◆ DATA:

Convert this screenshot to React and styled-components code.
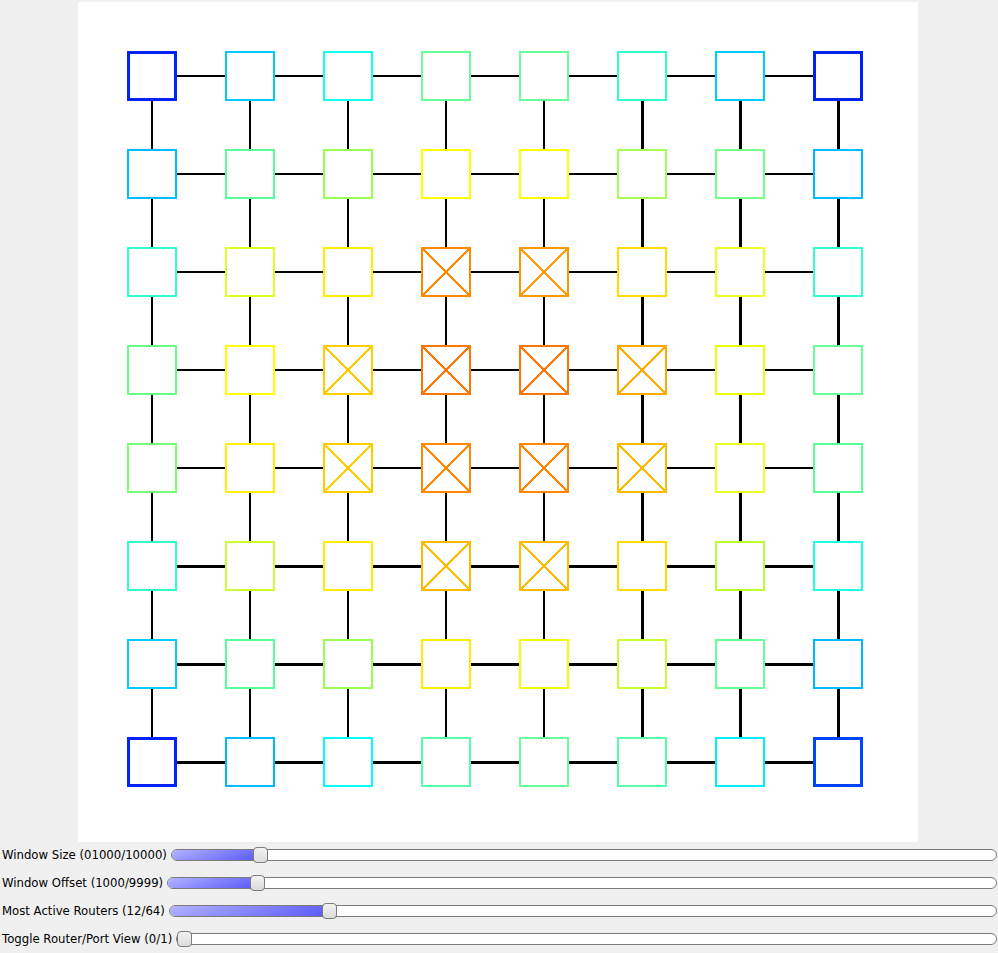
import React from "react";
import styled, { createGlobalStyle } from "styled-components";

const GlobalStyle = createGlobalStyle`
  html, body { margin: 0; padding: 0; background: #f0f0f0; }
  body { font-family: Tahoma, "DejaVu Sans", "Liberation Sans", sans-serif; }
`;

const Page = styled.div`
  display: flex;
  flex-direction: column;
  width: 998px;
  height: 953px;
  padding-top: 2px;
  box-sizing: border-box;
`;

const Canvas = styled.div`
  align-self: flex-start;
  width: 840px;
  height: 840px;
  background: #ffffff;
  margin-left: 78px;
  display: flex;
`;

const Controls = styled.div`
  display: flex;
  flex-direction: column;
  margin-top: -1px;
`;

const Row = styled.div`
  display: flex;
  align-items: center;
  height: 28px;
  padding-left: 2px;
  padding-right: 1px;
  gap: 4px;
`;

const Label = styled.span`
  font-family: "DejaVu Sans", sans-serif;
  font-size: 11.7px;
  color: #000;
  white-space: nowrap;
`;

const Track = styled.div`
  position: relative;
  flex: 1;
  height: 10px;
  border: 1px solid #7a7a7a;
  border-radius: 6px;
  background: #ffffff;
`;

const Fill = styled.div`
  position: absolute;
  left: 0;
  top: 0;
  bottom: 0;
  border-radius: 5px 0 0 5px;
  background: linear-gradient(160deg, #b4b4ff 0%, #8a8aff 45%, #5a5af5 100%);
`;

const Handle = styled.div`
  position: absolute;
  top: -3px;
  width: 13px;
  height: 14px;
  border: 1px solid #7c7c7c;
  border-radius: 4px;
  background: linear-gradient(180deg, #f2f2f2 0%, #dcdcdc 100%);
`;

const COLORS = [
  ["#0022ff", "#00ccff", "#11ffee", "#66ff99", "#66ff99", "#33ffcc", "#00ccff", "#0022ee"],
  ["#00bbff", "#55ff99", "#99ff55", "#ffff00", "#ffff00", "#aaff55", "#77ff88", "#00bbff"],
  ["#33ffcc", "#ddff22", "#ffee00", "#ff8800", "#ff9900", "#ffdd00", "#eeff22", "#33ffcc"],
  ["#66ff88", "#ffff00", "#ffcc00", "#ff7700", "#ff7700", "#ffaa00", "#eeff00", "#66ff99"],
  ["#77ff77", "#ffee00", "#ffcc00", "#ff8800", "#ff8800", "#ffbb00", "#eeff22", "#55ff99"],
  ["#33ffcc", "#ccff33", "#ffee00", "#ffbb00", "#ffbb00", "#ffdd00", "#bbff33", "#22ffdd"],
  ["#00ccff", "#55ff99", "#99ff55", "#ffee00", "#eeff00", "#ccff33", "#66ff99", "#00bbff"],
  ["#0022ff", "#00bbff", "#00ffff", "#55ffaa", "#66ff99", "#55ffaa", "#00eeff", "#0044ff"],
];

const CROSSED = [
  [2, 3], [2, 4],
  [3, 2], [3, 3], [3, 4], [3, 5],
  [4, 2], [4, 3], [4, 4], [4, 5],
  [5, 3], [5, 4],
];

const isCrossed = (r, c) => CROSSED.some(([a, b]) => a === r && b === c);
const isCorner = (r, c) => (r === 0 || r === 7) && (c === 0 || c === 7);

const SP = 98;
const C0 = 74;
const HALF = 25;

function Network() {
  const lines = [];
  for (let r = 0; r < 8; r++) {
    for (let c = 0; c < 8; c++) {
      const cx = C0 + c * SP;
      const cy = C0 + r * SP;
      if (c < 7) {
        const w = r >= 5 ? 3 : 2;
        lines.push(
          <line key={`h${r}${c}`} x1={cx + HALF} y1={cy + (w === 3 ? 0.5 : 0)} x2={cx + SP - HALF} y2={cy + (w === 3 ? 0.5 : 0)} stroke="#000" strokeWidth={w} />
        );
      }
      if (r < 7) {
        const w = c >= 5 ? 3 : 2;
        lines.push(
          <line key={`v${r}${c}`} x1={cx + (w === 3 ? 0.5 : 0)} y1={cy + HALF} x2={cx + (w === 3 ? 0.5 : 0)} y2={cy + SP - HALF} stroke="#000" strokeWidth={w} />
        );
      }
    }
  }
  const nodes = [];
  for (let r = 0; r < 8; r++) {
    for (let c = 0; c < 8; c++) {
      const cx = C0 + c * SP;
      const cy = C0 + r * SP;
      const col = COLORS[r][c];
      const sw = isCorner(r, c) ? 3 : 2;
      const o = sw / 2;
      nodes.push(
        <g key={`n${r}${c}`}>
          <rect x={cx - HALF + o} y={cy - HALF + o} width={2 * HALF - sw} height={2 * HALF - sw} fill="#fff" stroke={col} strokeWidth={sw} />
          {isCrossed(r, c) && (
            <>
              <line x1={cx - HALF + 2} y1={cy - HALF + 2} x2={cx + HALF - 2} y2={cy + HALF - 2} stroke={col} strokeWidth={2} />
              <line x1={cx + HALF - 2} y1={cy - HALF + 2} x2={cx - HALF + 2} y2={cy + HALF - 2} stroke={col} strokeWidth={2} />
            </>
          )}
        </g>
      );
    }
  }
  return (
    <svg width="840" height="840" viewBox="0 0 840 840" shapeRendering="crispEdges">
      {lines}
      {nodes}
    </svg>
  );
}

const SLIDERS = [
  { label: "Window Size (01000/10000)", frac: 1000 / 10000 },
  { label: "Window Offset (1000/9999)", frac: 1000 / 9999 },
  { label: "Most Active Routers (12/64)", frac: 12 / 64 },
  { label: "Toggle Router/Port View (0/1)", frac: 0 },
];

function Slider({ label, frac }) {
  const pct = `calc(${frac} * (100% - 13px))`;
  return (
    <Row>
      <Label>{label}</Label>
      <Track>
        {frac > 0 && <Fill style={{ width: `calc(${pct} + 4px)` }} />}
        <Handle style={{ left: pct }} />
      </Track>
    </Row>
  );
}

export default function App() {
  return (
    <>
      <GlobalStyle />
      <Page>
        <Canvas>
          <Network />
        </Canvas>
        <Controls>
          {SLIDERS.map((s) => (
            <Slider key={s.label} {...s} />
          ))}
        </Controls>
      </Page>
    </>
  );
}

◆ TASK DIRECTIONS: All of the lines above should be printed exactly, minus the pictures.

◆ TASK SOLUTION:
Convert this screenshot to React and styled-components code.
import React from "react";
import styled, { createGlobalStyle } from "styled-components";

const GlobalStyle = createGlobalStyle`
  html, body { margin: 0; padding: 0; background: #f0f0f0; }
  body { font-family: Tahoma, "DejaVu Sans", "Liberation Sans", sans-serif; }
`;

const Page = styled.div`
  display: flex;
  flex-direction: column;
  width: 998px;
  height: 953px;
  padding-top: 2px;
  box-sizing: border-box;
`;

const Canvas = styled.div`
  align-self: flex-start;
  width: 840px;
  height: 840px;
  background: #ffffff;
  margin-left: 78px;
  display: flex;
`;

const Controls = styled.div`
  display: flex;
  flex-direction: column;
  margin-top: -1px;
`;

const Row = styled.div`
  display: flex;
  align-items: center;
  height: 28px;
  padding-left: 2px;
  padding-right: 1px;
  gap: 4px;
`;

const Label = styled.span`
  font-family: "DejaVu Sans", sans-serif;
  font-size: 11.7px;
  color: #000;
  white-space: nowrap;
`;

const Track = styled.div`
  position: relative;
  flex: 1;
  height: 10px;
  border: 1px solid #7a7a7a;
  border-radius: 6px;
  background: #ffffff;
`;

const Fill = styled.div`
  position: absolute;
  left: 0;
  top: 0;
  bottom: 0;
  border-radius: 5px 0 0 5px;
  background: linear-gradient(160deg, #b4b4ff 0%, #8a8aff 45%, #5a5af5 100%);
`;

const Handle = styled.div`
  position: absolute;
  top: -3px;
  width: 13px;
  height: 14px;
  border: 1px solid #7c7c7c;
  border-radius: 4px;
  background: linear-gradient(180deg, #f2f2f2 0%, #dcdcdc 100%);
`;

const COLORS = [
  ["#0022ff", "#00ccff", "#11ffee", "#66ff99", "#66ff99", "#33ffcc", "#00ccff", "#0022ee"],
  ["#00bbff", "#55ff99", "#99ff55", "#ffff00", "#ffff00", "#aaff55", "#77ff88", "#00bbff"],
  ["#33ffcc", "#ddff22", "#ffee00", "#ff8800", "#ff9900", "#ffdd00", "#eeff22", "#33ffcc"],
  ["#66ff88", "#ffff00", "#ffcc00", "#ff7700", "#ff7700", "#ffaa00", "#eeff00", "#66ff99"],
  ["#77ff77", "#ffee00", "#ffcc00", "#ff8800", "#ff8800", "#ffbb00", "#eeff22", "#55ff99"],
  ["#33ffcc", "#ccff33", "#ffee00", "#ffbb00", "#ffbb00", "#ffdd00", "#bbff33", "#22ffdd"],
  ["#00ccff", "#55ff99", "#99ff55", "#ffee00", "#eeff00", "#ccff33", "#66ff99", "#00bbff"],
  ["#0022ff", "#00bbff", "#00ffff", "#55ffaa", "#66ff99", "#55ffaa", "#00eeff", "#0044ff"],
];

const CROSSED = [
  [2, 3], [2, 4],
  [3, 2], [3, 3], [3, 4], [3, 5],
  [4, 2], [4, 3], [4, 4], [4, 5],
  [5, 3], [5, 4],
];

const isCrossed = (r, c) => CROSSED.some(([a, b]) => a === r && b === c);
const isCorner = (r, c) => (r === 0 || r === 7) && (c === 0 || c === 7);

const SP = 98;
const C0 = 74;
const HALF = 25;

function Network() {
  const lines = [];
  for (let r = 0; r < 8; r++) {
    for (let c = 0; c < 8; c++) {
      const cx = C0 + c * SP;
      const cy = C0 + r * SP;
      if (c < 7) {
        const w = r >= 5 ? 3 : 2;
        lines.push(
          <line key={`h${r}${c}`} x1={cx + HALF} y1={cy + (w === 3 ? 0.5 : 0)} x2={cx + SP - HALF} y2={cy + (w === 3 ? 0.5 : 0)} stroke="#000" strokeWidth={w} />
        );
      }
      if (r < 7) {
        const w = c >= 5 ? 3 : 2;
        lines.push(
          <line key={`v${r}${c}`} x1={cx + (w === 3 ? 0.5 : 0)} y1={cy + HALF} x2={cx + (w === 3 ? 0.5 : 0)} y2={cy + SP - HALF} stroke="#000" strokeWidth={w} />
        );
      }
    }
  }
  const nodes = [];
  for (let r = 0; r < 8; r++) {
    for (let c = 0; c < 8; c++) {
      const cx = C0 + c * SP;
      const cy = C0 + r * SP;
      const col = COLORS[r][c];
      const sw = isCorner(r, c) ? 3 : 2;
      const o = sw / 2;
      nodes.push(
        <g key={`n${r}${c}`}>
          <rect x={cx - HALF + o} y={cy - HALF + o} width={2 * HALF - sw} height={2 * HALF - sw} fill="#fff" stroke={col} strokeWidth={sw} />
          {isCrossed(r, c) && (
            <>
              <line x1={cx - HALF + 2} y1={cy - HALF + 2} x2={cx + HALF - 2} y2={cy + HALF - 2} stroke={col} strokeWidth={2} />
              <line x1={cx + HALF - 2} y1={cy - HALF + 2} x2={cx - HALF + 2} y2={cy + HALF - 2} stroke={col} strokeWidth={2} />
            </>
          )}
        </g>
      );
    }
  }
  return (
    <svg width="840" height="840" viewBox="0 0 840 840" shapeRendering="crispEdges">
      {lines}
      {nodes}
    </svg>
  );
}

const SLIDERS = [
  { label: "Window Size (01000/10000)", frac: 1000 / 10000 },
  { label: "Window Offset (1000/9999)", frac: 1000 / 9999 },
  { label: "Most Active Routers (12/64)", frac: 12 / 64 },
  { label: "Toggle Router/Port View (0/1)", frac: 0 },
];

function Slider({ label, frac }) {
  const pct = `calc(${frac} * (100% - 13px))`;
  return (
    <Row>
      <Label>{label}</Label>
      <Track>
        {frac > 0 && <Fill style={{ width: `calc(${pct} + 4px)` }} />}
        <Handle style={{ left: pct }} />
      </Track>
    </Row>
  );
}

export default function App() {
  return (
    <>
      <GlobalStyle />
      <Page>
        <Canvas>
          <Network />
        </Canvas>
        <Controls>
          {SLIDERS.map((s) => (
            <Slider key={s.label} {...s} />
          ))}
        </Controls>
      </Page>
    </>
  );
}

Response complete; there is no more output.